[Given request] Give again, word for word, the lines below that run from the line with "Clone this screenshot" through the line with "const active = new". Drop the pictures.

[The data]
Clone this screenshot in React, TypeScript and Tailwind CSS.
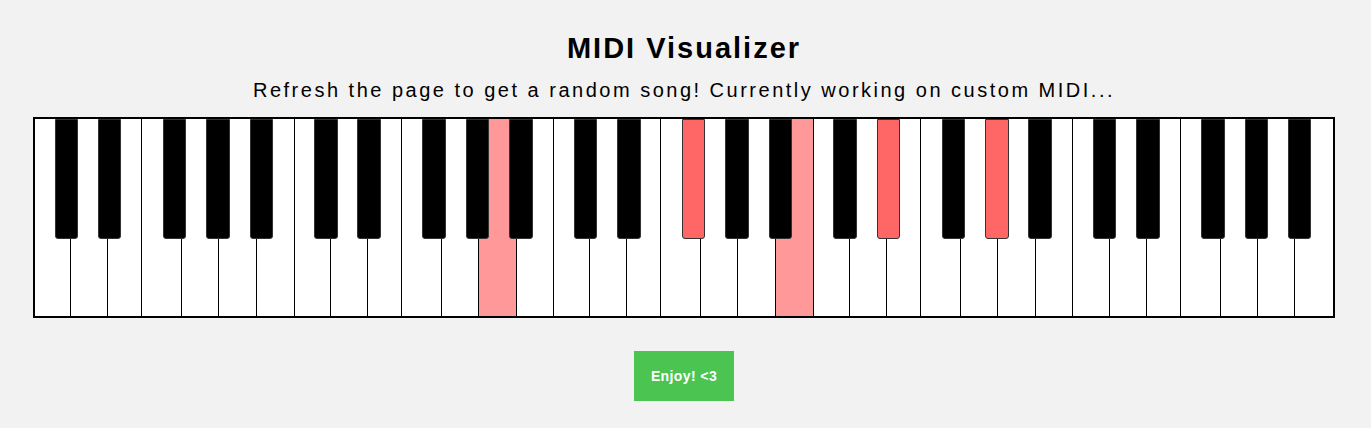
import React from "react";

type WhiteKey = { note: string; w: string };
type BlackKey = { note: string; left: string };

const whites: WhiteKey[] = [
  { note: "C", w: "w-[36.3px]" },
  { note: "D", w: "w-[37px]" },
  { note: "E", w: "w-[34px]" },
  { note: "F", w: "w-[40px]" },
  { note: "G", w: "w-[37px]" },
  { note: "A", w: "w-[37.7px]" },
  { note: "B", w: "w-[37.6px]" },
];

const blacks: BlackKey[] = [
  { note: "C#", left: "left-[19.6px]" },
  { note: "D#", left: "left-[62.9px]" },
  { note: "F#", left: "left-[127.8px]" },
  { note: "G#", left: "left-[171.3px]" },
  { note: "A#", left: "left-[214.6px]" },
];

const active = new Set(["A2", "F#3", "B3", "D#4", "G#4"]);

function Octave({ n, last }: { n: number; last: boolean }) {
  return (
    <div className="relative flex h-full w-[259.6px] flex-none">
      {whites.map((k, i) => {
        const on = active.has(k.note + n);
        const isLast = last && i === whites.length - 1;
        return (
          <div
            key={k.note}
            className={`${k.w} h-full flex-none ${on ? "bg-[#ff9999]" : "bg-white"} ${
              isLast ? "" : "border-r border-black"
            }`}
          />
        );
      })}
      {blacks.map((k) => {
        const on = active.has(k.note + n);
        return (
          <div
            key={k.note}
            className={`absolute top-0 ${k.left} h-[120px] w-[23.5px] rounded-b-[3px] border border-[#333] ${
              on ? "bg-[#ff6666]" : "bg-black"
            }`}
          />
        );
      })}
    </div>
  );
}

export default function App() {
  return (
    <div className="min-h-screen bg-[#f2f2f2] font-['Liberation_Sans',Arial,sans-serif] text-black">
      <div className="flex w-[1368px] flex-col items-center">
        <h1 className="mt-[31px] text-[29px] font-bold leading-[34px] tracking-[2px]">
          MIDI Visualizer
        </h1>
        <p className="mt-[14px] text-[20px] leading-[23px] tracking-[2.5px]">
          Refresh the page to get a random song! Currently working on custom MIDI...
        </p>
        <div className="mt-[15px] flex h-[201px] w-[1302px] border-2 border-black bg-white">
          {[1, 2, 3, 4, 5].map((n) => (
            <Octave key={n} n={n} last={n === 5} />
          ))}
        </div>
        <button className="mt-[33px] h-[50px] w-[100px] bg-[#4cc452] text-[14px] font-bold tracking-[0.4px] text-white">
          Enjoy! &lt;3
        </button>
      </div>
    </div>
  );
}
--
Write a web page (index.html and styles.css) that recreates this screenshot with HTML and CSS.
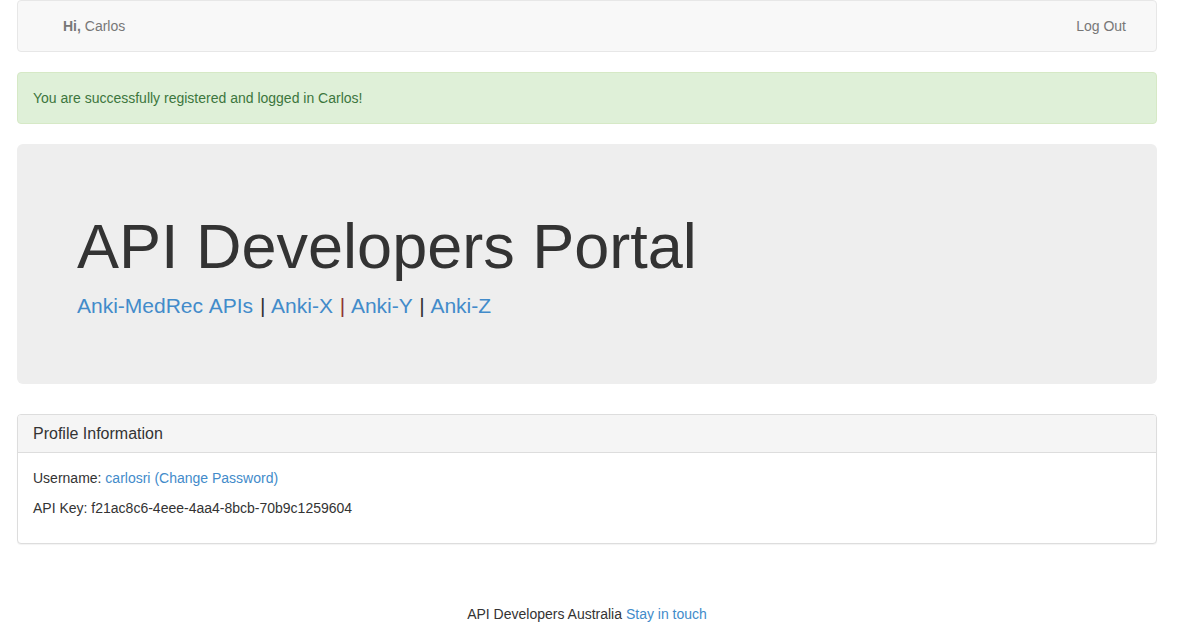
==
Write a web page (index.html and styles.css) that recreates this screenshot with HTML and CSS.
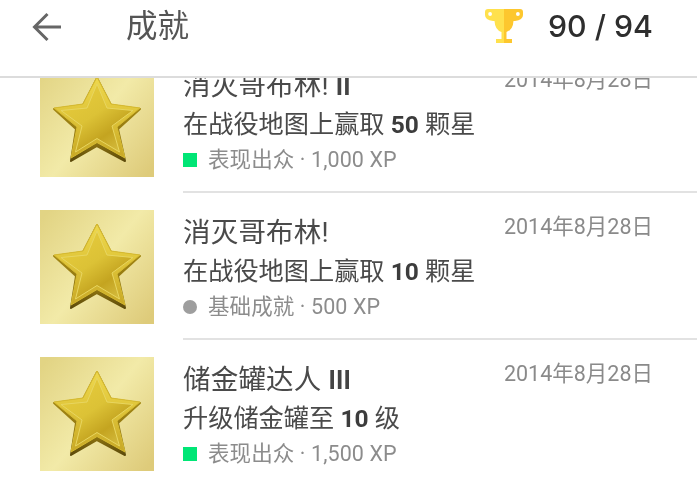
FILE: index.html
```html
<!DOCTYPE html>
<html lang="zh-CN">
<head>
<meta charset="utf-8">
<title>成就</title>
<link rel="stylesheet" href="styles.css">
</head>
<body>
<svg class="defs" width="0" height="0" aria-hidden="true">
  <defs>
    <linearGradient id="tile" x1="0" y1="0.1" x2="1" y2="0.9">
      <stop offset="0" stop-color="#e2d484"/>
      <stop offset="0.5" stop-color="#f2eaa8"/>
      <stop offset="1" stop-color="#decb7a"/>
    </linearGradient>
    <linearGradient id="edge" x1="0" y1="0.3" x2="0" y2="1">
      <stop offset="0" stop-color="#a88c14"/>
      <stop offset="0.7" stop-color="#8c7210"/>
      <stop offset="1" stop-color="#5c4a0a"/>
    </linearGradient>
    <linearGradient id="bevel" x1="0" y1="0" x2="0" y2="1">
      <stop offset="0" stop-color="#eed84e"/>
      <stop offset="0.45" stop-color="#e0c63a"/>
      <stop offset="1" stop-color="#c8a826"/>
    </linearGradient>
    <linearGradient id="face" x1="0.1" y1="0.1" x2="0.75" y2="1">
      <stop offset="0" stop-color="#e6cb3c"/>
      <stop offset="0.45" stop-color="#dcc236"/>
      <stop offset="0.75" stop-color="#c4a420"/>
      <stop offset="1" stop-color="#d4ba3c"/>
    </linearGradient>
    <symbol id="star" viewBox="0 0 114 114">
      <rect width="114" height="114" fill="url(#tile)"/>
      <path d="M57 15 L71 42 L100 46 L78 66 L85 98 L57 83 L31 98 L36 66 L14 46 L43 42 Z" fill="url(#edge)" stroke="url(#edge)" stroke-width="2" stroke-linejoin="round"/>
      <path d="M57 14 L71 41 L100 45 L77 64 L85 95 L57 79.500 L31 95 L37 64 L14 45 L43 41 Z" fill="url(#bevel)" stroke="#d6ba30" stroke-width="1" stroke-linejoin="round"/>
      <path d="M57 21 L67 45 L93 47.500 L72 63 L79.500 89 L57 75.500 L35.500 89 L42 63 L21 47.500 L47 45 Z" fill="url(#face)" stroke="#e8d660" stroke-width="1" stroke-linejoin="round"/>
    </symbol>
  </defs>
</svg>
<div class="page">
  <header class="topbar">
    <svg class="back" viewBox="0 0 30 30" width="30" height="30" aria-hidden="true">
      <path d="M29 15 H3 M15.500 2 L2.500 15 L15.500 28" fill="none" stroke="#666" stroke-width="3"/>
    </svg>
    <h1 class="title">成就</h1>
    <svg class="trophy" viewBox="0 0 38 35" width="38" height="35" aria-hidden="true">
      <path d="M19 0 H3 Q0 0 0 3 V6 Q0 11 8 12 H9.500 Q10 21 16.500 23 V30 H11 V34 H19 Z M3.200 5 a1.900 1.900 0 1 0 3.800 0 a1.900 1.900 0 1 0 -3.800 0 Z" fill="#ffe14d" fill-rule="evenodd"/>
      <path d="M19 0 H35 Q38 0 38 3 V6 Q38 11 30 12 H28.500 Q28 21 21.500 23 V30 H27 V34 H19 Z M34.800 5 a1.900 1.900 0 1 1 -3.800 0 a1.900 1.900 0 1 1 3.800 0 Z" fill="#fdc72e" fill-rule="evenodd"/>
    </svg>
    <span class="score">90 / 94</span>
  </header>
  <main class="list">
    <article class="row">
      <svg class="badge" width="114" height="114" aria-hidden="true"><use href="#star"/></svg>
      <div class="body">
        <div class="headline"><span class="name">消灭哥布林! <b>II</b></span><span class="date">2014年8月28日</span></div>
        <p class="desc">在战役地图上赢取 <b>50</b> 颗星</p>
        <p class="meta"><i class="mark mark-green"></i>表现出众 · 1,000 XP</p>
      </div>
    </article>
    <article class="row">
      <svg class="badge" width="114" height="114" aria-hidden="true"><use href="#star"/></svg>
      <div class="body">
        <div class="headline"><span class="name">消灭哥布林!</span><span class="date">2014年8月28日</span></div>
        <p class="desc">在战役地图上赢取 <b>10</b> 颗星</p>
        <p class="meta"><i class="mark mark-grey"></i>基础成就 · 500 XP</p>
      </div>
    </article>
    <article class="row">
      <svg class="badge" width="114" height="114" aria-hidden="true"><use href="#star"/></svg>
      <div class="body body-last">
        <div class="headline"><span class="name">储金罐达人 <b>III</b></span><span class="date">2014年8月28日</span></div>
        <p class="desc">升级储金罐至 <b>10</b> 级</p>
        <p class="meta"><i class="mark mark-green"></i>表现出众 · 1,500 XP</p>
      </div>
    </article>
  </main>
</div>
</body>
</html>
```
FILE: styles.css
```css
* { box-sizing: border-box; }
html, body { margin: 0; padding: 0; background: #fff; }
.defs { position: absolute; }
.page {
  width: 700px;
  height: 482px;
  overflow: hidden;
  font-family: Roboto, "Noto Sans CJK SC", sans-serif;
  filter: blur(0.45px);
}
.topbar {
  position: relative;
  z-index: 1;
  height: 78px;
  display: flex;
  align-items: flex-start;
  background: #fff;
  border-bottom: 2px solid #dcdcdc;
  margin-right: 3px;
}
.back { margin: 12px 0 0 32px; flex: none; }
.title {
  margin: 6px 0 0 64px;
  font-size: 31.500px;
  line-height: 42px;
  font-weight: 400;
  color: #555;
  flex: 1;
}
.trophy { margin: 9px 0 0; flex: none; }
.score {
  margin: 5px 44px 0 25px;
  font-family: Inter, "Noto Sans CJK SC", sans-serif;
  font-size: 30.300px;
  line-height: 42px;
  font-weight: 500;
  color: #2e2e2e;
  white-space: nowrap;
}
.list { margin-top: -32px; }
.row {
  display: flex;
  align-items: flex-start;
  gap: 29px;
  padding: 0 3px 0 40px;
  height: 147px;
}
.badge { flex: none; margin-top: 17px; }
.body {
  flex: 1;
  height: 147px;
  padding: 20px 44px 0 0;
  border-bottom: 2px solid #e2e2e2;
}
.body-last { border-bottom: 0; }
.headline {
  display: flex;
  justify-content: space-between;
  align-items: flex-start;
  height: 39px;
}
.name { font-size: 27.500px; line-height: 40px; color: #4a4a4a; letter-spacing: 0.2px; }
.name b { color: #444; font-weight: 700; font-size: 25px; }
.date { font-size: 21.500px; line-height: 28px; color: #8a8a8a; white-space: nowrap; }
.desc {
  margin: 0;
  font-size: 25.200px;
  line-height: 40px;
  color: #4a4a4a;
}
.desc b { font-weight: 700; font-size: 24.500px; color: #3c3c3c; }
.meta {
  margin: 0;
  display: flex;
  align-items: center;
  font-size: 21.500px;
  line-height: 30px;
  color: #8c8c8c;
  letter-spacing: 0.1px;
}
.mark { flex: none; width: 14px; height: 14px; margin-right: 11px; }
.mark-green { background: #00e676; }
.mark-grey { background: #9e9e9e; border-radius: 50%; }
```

[Task result]
Clone this screenshot in React, TypeScript and Tailwind CSS.
import React from "react";

type WhiteKey = { note: string; w: string };
type BlackKey = { note: string; left: string };

const whites: WhiteKey[] = [
  { note: "C", w: "w-[36.3px]" },
  { note: "D", w: "w-[37px]" },
  { note: "E", w: "w-[34px]" },
  { note: "F", w: "w-[40px]" },
  { note: "G", w: "w-[37px]" },
  { note: "A", w: "w-[37.7px]" },
  { note: "B", w: "w-[37.6px]" },
];

const blacks: BlackKey[] = [
  { note: "C#", left: "left-[19.6px]" },
  { note: "D#", left: "left-[62.9px]" },
  { note: "F#", left: "left-[127.8px]" },
  { note: "G#", left: "left-[171.3px]" },
  { note: "A#", left: "left-[214.6px]" },
];

const active = new Set(["A2", "F#3", "B3", "D#4", "G#4"]);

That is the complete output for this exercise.